In papers filed at U.S. District Court in Baltimore, the National Federation of the Blind states that the board has declined to approve the technology, in violation of the federal Americans with Disabilities Act and Section 504 of the federal Rehabilitation Act. The Office of the Maryland Attorney General responds that the system has not passed the board’s certification procedure for use in elections, as required by state law, and therefore is not an available accommodation required under the disability-rights laws.

The two sides will present arguments before Judge Richard D. Bennett.

With the primary election just two weeks away and a full hearing on their claims not yet scheduled, the NFB seeks a preliminary injunction. The suit was filed after the Board of Elections voted on April 24 to reject the technology.

The ballot-marking system allows a user to obtain an absentee ballot over the Internet, mark it and print it out, then mail it back to the Board of Elections.

The system enables people with visual and physical disabilities to “cast a ballot the way you and I do without a second thought,” Daniel F. Goldstein, the NFB’s attorney, said Tuesday. It gives them “the opportunity to be private, the opportunity to be independent” in casting their vote, he added.

Opponents, however, claim the system is not secure and could allow widespread fraud.

To issue a preliminary injunction, Bennett would have to conclude that the plaintiffs are likely to prevail at trial and that they would face “irreparable harm” if the tool is not available for the primary. In addition to the NFB, Goldstein represents two blind voters — Melissa Riccobono and Janice Toothman — and Kenneth Capone, who cannot move his arms or legs due to cerebral palsy but can operate a computer using a head stick.

“If the court does not grant a preliminary injunction and the board is not required to make the online ballot marker tool available for the June primary elections, Mr. Capone will not be able to cast his vote privately and independently, and Ms. Riccobono and Ms. Toothman will have to choose between sacrificing their privacy and independence and voting through a method that is not as effective for them,” Goldstein wrote in the motion for a preliminary injunction.

“No amount of monetary relief can compensate for not being able to cast one’s vote effectively, privately and independently,” added Goldstein, who was joined in the motion by attorney Jessica P. Weber. “Granting injunctive relief in this case promotes the right to vote, is consistent with the antidiscrimination mandates of the ADA and Section 504, and thus serves the public interest.”

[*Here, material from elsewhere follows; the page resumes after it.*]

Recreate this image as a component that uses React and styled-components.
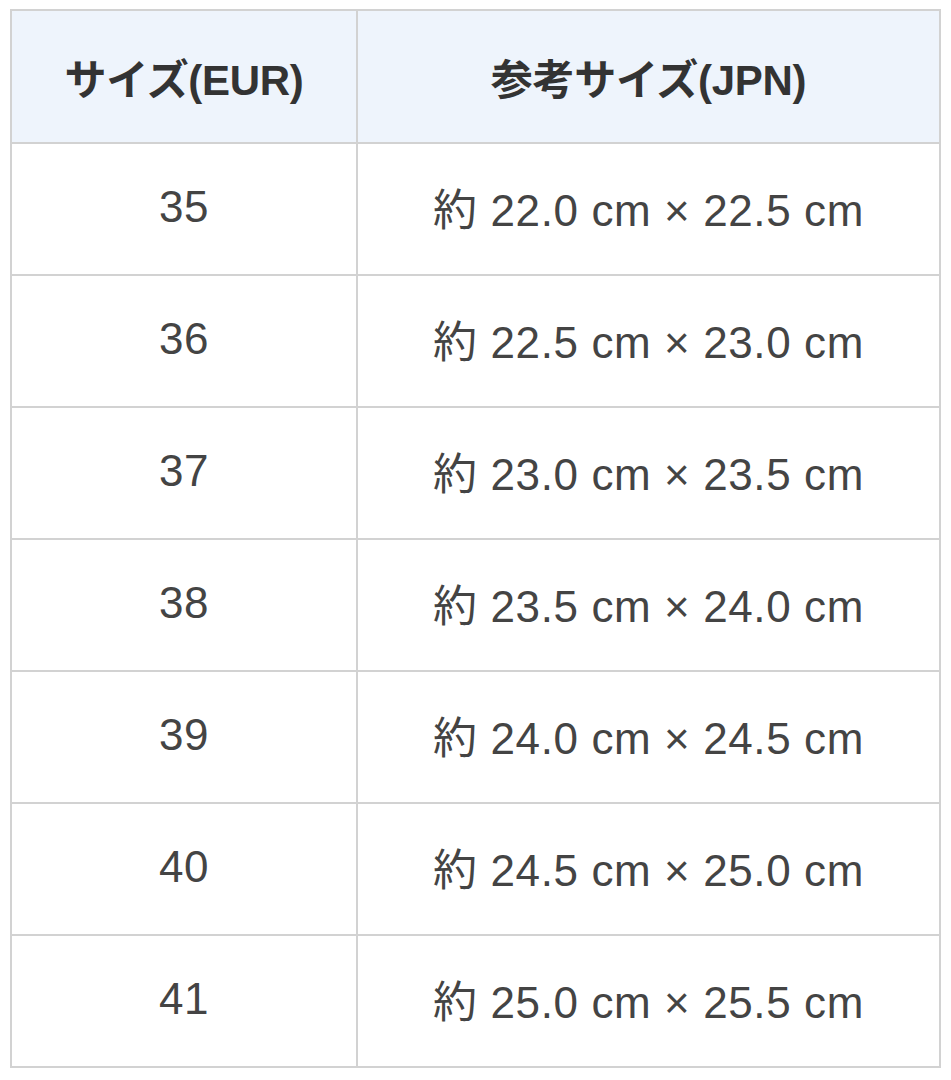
import React from 'react'
import styled, { createGlobalStyle } from 'styled-components'

const GlobalStyle = createGlobalStyle`
  body {
    margin: 0;
    background: #fff;
    font-family: "Liberation Sans", "Noto Sans CJK JP", sans-serif;
  }
`

const Page = styled.div`
  padding: 9px 10px;
`

const Table = styled.table`
  width: 931px;
  border-collapse: collapse;
  table-layout: fixed;
  border: 2px solid #d2d2d2;
`

const HeadCell = styled.th`
  height: 131px;
  padding: 0;
  background: #eef4fc;
  border: 2px solid #d2d2d2;
  color: #333;
  font-size: 42px;
  font-weight: 700;
  letter-spacing: -0.3px;
  text-align: center;
  vertical-align: middle;
  width: ${(p) => p.w || 'auto'};
`

const Cell = styled.td`
  height: 126px;
  padding: 0 0 4px;
  border: 2px solid #d2d2d2;
  color: #444;
  font-size: 44px;
  letter-spacing: 0.6px;
  text-align: center;
  vertical-align: middle;
`

const rows = [
  ['35', '約 22.0 cm × 22.5 cm'],
  ['36', '約 22.5 cm × 23.0 cm'],
  ['37', '約 23.0 cm × 23.5 cm'],
  ['38', '約 23.5 cm × 24.0 cm'],
  ['39', '約 24.0 cm × 24.5 cm'],
  ['40', '約 24.5 cm × 25.0 cm'],
  ['41', '約 25.0 cm × 25.5 cm'],
]

const App = () => {
  return (
    <Page>
      <GlobalStyle />
      <Table>
        <thead>
          <tr>
            <HeadCell w="344px">サイズ(EUR)</HeadCell>
            <HeadCell>参考サイズ(JPN)</HeadCell>
          </tr>
        </thead>
        <tbody>
          {rows.map(([eur, jpn]) => (
            <tr key={eur}>
              <Cell>{eur}</Cell>
              <Cell>{jpn}</Cell>
            </tr>
          ))}
        </tbody>
      </Table>
    </Page>
  )
}

export default App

Goldstein and Weber are with Brown Goldstein Levy LLP in Baltimore.

‘Meaningful access’

The state countered that rejecting the system does not violate federal laws because disabled voters have “meaningful access” to voting in Maryland. This access includes the opportunity to cast ballots before Primary Day through early voting, and the right to assistance in receiving, marking and returning ballots either at the polling place or as an absentee voter, Attorney General Douglas F. Gansler wrote in papers opposing the motion.

“Federal courts … have held that alleging an inability to vote without assistance does not state a claim of discrimination under the ADA,” added Gansler, who was joined in the motion by Assistant Attorneys General Julia Doyle Bernhardt and Dan Friedman.

“Similarly, federal and state courts have held that casting a ballot with assistance is not inconsistent with state constitutional requirements that all votes be cast in secret,” Gansler wrote. “Here, Maryland has made voting readily accessible to voters with disabilities by providing several acceptable and legally sufficient ways to cast ballots and thus the plaintiffs cannot show that they have been ‘excluded’ from voting.”

The board permitted the tool to be used in the 2012 election by Marylanders serving outside the state in the U.S. armed services. However, it did not contain accessibility features for voters with disabilities, according to the attorney general’s brief.